Une autre affaire ténébreuse a eu lieu vers 1990 à l’issue de la Sélection: on ne peut pas dire que les 6 joueurs lauréats pour former l’équipe de France étaient ravis du résultat: l’un d’eux, mollement soutenu par son partenaire, a déclaré qu’il ne jouerait pas avec Covo-Paladino dont il mettait en cause la « tenue de table »; les avis étaient partagés, il n’y avait pas de preuve tangible pour récuser la paire incriminée et le comité de sélection, bien ennuyé, finit par renvoyer tout ce petit monde chez eux et par les remplacer par une équipe de juniors; ce fut la 1e sélection de Multon et Quantin, et la dernière de quelques autres.
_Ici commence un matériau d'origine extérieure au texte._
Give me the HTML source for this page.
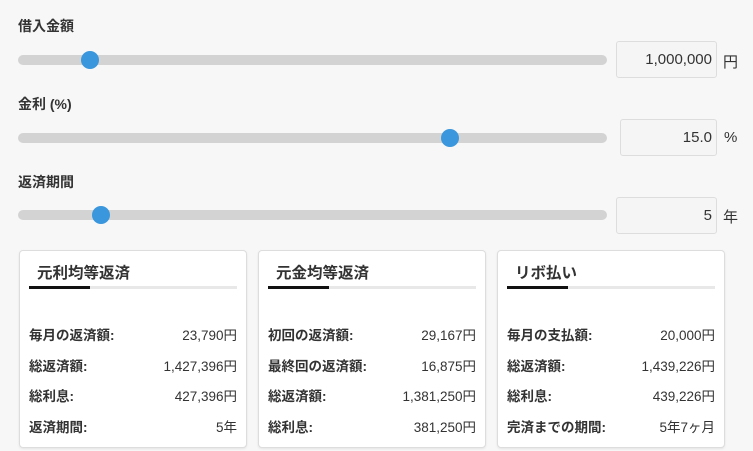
<!DOCTYPE html>
<html><head><meta charset="utf-8"><style>
*{margin:0;padding:0;box-sizing:border-box}
body{width:753px;height:451px;background:#f7f7f7;font-family:"Liberation Sans","Noto Sans CJK JP",sans-serif;color:#333;position:relative;overflow:hidden}
.a{position:absolute}
.lbl{font-size:14px;font-weight:bold;color:#333;left:18px}
.track{left:18px;width:589px;height:10px;border-radius:5px;background:#d3d3d3}
.thumb{width:18px;height:18px;border-radius:50%;background:#3a97dd}
.inp{background:#f5f5f5;border:1px solid #ddd;border-radius:3px;font-size:15px;text-align:right;padding-right:4px;color:#333}
.unit{font-size:15px;color:#333}
.card{background:#fff;border:1px solid #ddd;border-radius:4px;width:228px;height:198px;top:250px;box-shadow:0 1px 2px rgba(0,0,0,.08)}
.ttl{position:absolute;left:17px;top:10px;font-size:15.5px;font-weight:bold;color:#333}
.tab{position:absolute;left:9px;top:35px;width:208px;height:3px;background:#e8e8e8}
.tab i{display:block;width:61px;height:3px;background:#111}
.row{position:absolute;left:9px;width:208px;font-size:13.5px;display:flex;justify-content:space-between}
.row b{font-weight:bold}
</style></head><body>
<div class="a lbl" style="top:16px">借入金額</div>
<div class="a track" style="top:55px"></div>
<div class="a thumb" style="left:81px;top:51px"></div>
<div class="a inp" style="left:616px;top:41px;width:101px;height:37px;line-height:35px">1,000,000</div>
<div class="a unit" style="left:723px;top:51px">円</div>

<div class="a lbl" style="top:94px">金利 (%)</div>
<div class="a track" style="top:133px"></div>
<div class="a thumb" style="left:441px;top:129px"></div>
<div class="a inp" style="left:620px;top:119px;width:97px;height:37px;line-height:35px">15.0</div>
<div class="a unit" style="left:724px;top:129px">%</div>

<div class="a lbl" style="top:172px">返済期間</div>
<div class="a track" style="top:210px"></div>
<div class="a thumb" style="left:92px;top:206px"></div>
<div class="a inp" style="left:616px;top:197px;width:101px;height:37px;line-height:35px">5</div>
<div class="a unit" style="left:723px;top:206px">年</div>

<div class="a card" style="left:19px">
<div class="ttl">元利均等返済</div><div class="tab"><i></i></div>
<div class="row" style="top:73px"><b>毎月の返済額:</b><span>23,790円</span></div>
<div class="row" style="top:104px"><b>総返済額:</b><span>1,427,396円</span></div>
<div class="row" style="top:134px"><b>総利息:</b><span>427,396円</span></div>
<div class="row" style="top:165px"><b>返済期間:</b><span>5年</span></div>
</div>
<div class="a card" style="left:258px">
<div class="ttl">元金均等返済</div><div class="tab"><i></i></div>
<div class="row" style="top:73px"><b>初回の返済額:</b><span>29,167円</span></div>
<div class="row" style="top:104px"><b>最終回の返済額:</b><span>16,875円</span></div>
<div class="row" style="top:134px"><b>総返済額:</b><span>1,381,250円</span></div>
<div class="row" style="top:165px"><b>総利息:</b><span>381,250円</span></div>
</div>
<div class="a card" style="left:497px">
<div class="ttl">リボ払い</div><div class="tab"><i></i></div>
<div class="row" style="top:73px"><b>毎月の支払額:</b><span>20,000円</span></div>
<div class="row" style="top:104px"><b>総返済額:</b><span>1,439,226円</span></div>
<div class="row" style="top:134px"><b>総利息:</b><span>439,226円</span></div>
<div class="row" style="top:165px"><b>完済までの期間:</b><span>5年7ヶ月</span></div>
</div>
</body></html>
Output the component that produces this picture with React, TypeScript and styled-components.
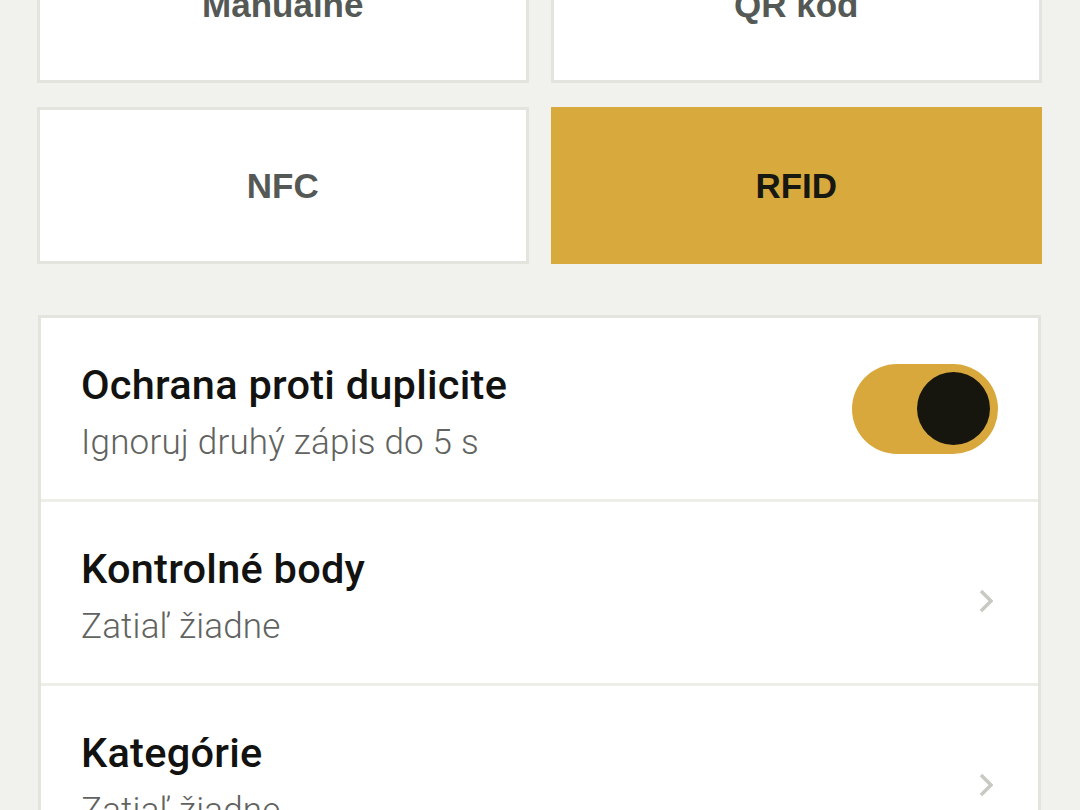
import React from "react";
import styled, { createGlobalStyle } from "styled-components";

const Global = createGlobalStyle`
  html, body { margin: 0; padding: 0; background: #f1f1ed; }
  body { overflow: hidden; }
  * { box-sizing: border-box; }
`;

const Screen = styled.div`
  width: 1080px;
  height: 810px;
  overflow: hidden;
  background: #f1f1ed;
  padding: 0 38px 0 37px;
`;

const Scroller = styled.div`
  margin-top: -74px;
  display: flex;
  flex-direction: column;
  gap: 51px;
`;

const ModeGrid = styled.div`
  display: grid;
  grid-template-columns: 1fr 1fr;
  column-gap: 22px;
  row-gap: 24px;
`;

const ModeButton = styled.button<{ $active?: boolean }>`
  height: 157px;
  border: 3px solid ${(p) => (p.$active ? "#d8a93c" : "#e4e4df")};
  background: ${(p) => (p.$active ? "#d8a93c" : "#ffffff")};
  color: ${(p) => (p.$active ? "#181812" : "#555955")};
  font-family: "Liberation Sans", Arial, sans-serif;
  font-weight: 700;
  font-size: 35px;
  display: flex;
  align-items: center;
  justify-content: center;
  padding: 0;
  margin: 0;
`;

const Card = styled.div`
  margin: 0 1px 0 1px;
  background: #ffffff;
  border: 3px solid #e4e4df;
  border-bottom: none;
`;

const Row = styled.div`
  height: 184px;
  border-bottom: 3px solid #eeeee9;
  display: flex;
  justify-content: space-between;
  align-items: center;
  padding: 0 40px;
`;

const TextBlock = styled.div`
  align-self: flex-start;
  padding-top: 43px;
  display: flex;
  flex-direction: column;
  gap: 14px;
`;

const Title = styled.div`
  font-family: Roboto, "Noto Sans", sans-serif;
  font-weight: 500;
  font-size: 41.5px;
  line-height: 48px;
  color: #121210;
  letter-spacing: 0.25px;
`;

const Subtitle = styled.div`
  font-family: Roboto, "Noto Sans", sans-serif;
  font-weight: 300;
  font-size: 35px;
  line-height: 40px;
  color: #616360;
  letter-spacing: 0.2px;
`;

const Toggle = styled.div<{ $on?: boolean }>`
  width: 146px;
  height: 90px;
  border-radius: 45px;
  background: ${(p) => (p.$on ? "#d8a83c" : "#dcdcd6")};
  display: flex;
  align-items: center;
  justify-content: ${(p) => (p.$on ? "flex-end" : "flex-start")};
  padding: 0 8px;
`;

const Knob = styled.div`
  width: 73px;
  height: 73px;
  border-radius: 50%;
  background: #16160f;
`;

const Chevron = styled.svg`
  width: 14px;
  height: 24px;
  margin-top: 16px;
  margin-right: 5px;
`;

const ChevronIcon = () => (
  <Chevron viewBox="0 0 14 24">
    <path d="M2 2 L12 12 L2 22" fill="none" stroke="#c9c9c3" strokeWidth="3.4" />
  </Chevron>
);

export default function App() {
  return (
    <>
      <Global />
      <Screen>
        <Scroller>
          <ModeGrid>
            <ModeButton>Manuálne</ModeButton>
            <ModeButton>QR kód</ModeButton>
            <ModeButton>NFC</ModeButton>
            <ModeButton $active>RFID</ModeButton>
          </ModeGrid>
          <Card>
            <Row>
              <TextBlock>
                <Title>Ochrana proti duplicite</Title>
                <Subtitle>Ignoruj druhý zápis do 5 s</Subtitle>
              </TextBlock>
              <Toggle $on>
                <Knob />
              </Toggle>
            </Row>
            <Row>
              <TextBlock>
                <Title>Kontrolné body</Title>
                <Subtitle>Zatiaľ žiadne</Subtitle>
              </TextBlock>
              <ChevronIcon />
            </Row>
            <Row>
              <TextBlock>
                <Title>Kategórie</Title>
                <Subtitle>Zatiaľ žiadne</Subtitle>
              </TextBlock>
              <ChevronIcon />
            </Row>
          </Card>
        </Scroller>
      </Screen>
    </>
  );
}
On peut aussi signaler quelques autres affaires touchant des joueurs de moindre importance, des initiatives individuelles de manipulateurs plus ou moins adroits pour truquer les donnes; soit ils rentraient dans les étuis des donnes « préparées » par leurs soins, ce qui leur permettait d’émerveiller l’assistance en réussissant des coups de cartes spectaculaires, soit ils se procuraient à l’avance les diagrammes des donnes à jouer, ce qui aidait bien pour éviter erreurs et mauvaises inspirations. Trois ou quatre d’entre eux ont pu être démasqués et sanctionnés assez discrètement au cours des 20 dernières années, mais il se peut que d’autres soient passés à travers les mailles du filet.